Information given —
|---|
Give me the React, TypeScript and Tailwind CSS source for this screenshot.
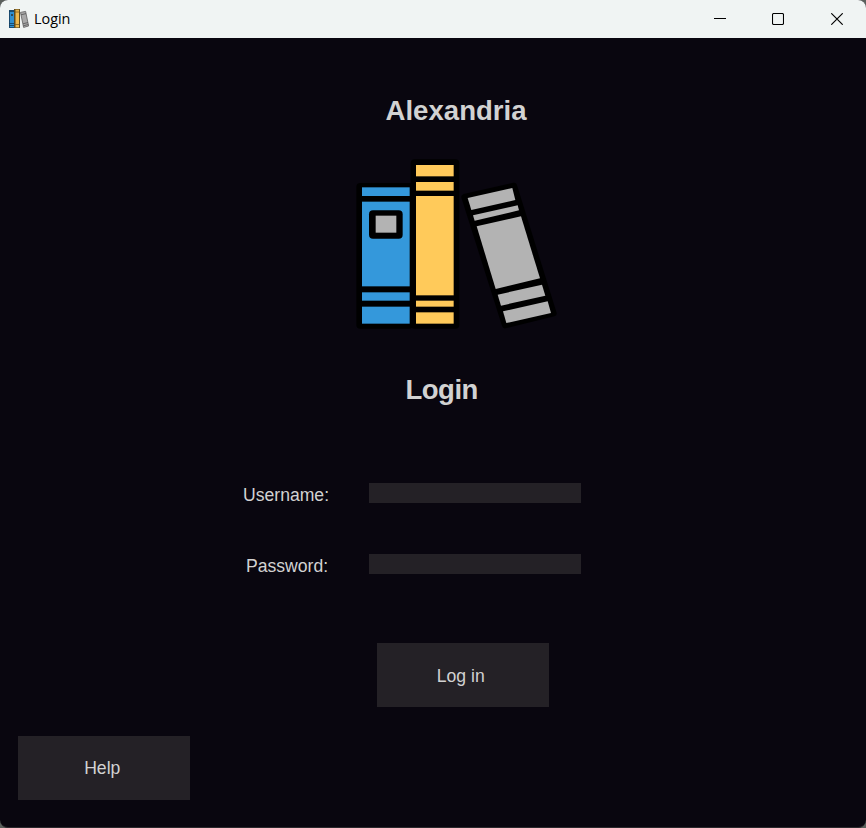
|---|
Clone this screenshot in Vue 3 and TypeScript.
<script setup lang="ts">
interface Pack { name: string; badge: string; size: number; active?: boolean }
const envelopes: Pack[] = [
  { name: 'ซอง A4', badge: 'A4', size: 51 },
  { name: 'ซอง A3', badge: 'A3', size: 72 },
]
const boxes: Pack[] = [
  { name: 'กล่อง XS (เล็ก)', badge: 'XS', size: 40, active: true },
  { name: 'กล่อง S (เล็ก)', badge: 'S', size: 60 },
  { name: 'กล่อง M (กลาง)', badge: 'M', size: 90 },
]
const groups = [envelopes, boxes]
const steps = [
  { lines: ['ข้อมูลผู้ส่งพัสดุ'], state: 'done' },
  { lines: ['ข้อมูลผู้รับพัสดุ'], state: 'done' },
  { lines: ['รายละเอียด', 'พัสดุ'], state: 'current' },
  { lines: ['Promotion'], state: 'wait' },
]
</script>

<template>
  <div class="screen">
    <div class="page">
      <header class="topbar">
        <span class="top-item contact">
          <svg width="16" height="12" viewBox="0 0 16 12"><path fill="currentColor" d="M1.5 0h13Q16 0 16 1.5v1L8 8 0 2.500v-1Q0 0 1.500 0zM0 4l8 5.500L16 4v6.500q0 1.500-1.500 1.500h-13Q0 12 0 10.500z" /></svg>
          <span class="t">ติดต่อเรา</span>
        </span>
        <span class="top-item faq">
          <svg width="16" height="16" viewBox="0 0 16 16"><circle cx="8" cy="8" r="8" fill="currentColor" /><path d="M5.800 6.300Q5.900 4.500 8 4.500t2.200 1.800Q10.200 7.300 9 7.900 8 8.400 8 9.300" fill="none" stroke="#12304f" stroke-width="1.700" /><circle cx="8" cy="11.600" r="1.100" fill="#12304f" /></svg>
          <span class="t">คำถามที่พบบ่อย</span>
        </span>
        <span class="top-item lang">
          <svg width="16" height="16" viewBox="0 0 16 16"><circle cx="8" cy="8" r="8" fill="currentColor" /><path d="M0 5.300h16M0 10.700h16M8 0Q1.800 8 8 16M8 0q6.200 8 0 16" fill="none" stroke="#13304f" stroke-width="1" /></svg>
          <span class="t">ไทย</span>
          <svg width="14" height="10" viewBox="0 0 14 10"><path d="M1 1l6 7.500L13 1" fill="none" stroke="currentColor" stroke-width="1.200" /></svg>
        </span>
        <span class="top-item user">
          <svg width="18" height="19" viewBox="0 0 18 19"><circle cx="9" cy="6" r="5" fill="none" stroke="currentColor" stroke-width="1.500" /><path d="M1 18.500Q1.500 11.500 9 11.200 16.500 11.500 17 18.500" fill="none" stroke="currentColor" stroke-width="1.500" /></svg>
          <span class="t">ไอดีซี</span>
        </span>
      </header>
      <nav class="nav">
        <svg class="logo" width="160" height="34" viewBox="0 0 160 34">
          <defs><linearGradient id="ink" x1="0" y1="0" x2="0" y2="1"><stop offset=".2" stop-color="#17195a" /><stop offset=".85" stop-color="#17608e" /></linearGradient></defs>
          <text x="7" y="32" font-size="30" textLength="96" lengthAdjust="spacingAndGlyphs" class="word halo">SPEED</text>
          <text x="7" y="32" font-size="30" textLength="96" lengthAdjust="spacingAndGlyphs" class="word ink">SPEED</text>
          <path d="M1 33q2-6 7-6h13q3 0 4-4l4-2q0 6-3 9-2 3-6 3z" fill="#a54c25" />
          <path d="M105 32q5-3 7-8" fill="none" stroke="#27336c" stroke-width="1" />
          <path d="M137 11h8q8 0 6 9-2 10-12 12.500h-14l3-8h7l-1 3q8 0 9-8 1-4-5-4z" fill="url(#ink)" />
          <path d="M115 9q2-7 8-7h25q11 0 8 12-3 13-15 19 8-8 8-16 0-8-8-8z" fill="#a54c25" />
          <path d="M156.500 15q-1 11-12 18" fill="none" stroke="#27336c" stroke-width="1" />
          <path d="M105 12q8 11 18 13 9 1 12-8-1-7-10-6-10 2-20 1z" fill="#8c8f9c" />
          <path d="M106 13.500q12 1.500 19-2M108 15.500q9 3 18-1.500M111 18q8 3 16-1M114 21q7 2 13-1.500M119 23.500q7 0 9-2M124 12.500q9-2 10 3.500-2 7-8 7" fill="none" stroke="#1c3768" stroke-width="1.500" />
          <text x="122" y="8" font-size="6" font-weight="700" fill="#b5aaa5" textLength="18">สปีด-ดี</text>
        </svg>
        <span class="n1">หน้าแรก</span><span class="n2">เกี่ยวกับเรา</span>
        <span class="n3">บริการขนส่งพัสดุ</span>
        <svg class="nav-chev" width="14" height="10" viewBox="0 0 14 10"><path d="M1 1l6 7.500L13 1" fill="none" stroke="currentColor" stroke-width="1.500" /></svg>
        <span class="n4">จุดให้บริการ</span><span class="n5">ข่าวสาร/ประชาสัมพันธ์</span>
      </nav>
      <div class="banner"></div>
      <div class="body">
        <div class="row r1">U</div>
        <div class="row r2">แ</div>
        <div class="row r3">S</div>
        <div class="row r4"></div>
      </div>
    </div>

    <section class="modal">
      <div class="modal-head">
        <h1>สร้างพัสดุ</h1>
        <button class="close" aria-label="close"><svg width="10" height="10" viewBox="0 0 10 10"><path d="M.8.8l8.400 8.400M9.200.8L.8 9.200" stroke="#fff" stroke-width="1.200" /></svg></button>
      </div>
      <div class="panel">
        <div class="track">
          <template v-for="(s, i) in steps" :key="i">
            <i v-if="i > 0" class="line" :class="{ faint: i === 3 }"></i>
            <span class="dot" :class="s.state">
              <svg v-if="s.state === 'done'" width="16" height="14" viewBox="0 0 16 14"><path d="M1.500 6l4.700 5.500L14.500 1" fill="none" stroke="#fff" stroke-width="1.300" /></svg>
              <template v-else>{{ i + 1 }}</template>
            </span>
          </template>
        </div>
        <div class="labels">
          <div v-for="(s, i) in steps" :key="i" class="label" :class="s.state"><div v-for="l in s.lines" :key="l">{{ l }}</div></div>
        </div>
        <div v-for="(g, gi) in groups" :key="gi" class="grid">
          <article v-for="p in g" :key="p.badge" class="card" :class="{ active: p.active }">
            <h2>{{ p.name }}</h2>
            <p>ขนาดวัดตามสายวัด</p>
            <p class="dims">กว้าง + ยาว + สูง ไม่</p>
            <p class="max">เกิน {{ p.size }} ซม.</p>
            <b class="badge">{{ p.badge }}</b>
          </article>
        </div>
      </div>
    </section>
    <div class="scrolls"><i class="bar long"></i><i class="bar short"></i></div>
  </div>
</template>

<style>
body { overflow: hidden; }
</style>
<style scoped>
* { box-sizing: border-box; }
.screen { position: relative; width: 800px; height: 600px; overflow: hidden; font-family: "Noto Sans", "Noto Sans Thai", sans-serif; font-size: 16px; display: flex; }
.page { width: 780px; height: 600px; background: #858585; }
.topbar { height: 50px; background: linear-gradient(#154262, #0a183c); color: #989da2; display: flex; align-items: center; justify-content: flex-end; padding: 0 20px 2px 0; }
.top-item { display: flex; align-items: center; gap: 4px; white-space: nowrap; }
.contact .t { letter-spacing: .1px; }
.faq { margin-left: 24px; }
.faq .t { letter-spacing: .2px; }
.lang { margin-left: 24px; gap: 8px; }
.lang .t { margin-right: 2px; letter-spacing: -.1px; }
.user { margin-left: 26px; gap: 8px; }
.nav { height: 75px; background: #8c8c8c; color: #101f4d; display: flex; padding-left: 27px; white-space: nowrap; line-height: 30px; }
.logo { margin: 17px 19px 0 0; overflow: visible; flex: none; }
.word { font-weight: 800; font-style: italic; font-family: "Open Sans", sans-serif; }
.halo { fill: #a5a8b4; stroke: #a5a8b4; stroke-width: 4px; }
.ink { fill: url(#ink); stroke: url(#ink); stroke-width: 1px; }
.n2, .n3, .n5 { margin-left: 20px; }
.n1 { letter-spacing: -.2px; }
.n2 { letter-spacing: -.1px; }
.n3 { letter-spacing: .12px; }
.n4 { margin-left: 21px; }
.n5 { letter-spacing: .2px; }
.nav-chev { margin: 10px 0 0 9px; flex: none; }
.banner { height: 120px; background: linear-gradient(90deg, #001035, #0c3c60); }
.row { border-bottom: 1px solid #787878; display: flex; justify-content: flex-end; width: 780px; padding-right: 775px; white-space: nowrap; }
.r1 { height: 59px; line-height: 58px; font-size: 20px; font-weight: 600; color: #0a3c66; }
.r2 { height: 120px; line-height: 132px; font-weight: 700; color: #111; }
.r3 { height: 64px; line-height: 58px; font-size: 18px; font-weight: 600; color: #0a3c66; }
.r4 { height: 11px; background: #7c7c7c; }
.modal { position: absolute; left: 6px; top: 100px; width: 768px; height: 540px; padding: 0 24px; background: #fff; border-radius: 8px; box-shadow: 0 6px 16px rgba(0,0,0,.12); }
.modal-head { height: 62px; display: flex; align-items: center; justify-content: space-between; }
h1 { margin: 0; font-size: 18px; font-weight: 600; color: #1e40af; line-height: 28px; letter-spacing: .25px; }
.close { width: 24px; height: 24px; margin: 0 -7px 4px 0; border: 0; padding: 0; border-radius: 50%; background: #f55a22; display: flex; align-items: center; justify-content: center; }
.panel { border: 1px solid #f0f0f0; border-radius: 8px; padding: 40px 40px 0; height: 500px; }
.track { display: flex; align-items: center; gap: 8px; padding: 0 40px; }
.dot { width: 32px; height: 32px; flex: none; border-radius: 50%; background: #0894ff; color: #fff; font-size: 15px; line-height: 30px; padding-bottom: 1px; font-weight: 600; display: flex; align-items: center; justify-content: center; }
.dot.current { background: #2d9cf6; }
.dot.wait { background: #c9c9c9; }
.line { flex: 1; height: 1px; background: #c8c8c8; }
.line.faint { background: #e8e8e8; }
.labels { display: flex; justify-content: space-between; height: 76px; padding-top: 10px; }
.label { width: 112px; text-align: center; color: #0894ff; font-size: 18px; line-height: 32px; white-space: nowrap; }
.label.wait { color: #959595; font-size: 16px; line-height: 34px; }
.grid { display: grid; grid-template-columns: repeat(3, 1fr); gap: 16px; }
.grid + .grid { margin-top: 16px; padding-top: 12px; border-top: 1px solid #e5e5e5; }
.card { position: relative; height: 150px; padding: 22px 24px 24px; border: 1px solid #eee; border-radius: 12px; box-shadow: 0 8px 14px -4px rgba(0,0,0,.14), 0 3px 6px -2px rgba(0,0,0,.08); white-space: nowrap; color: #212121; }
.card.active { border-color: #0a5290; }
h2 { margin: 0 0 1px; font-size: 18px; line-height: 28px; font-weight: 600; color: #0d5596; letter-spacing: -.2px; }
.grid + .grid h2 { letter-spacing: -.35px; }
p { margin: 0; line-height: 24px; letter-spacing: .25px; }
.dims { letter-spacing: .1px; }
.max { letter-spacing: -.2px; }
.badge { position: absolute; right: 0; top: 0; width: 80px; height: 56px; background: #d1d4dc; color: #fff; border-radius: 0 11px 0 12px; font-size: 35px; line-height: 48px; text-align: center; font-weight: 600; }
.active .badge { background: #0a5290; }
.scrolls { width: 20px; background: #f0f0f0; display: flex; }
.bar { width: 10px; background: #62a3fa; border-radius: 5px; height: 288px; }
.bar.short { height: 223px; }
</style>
|---|
Instruction — Copy every line of the listing that contains the word "this".

Output of the exercise —
Give me the React, TypeScript and Tailwind CSS source for this screenshot.
Clone this screenshot in Vue 3 and TypeScript.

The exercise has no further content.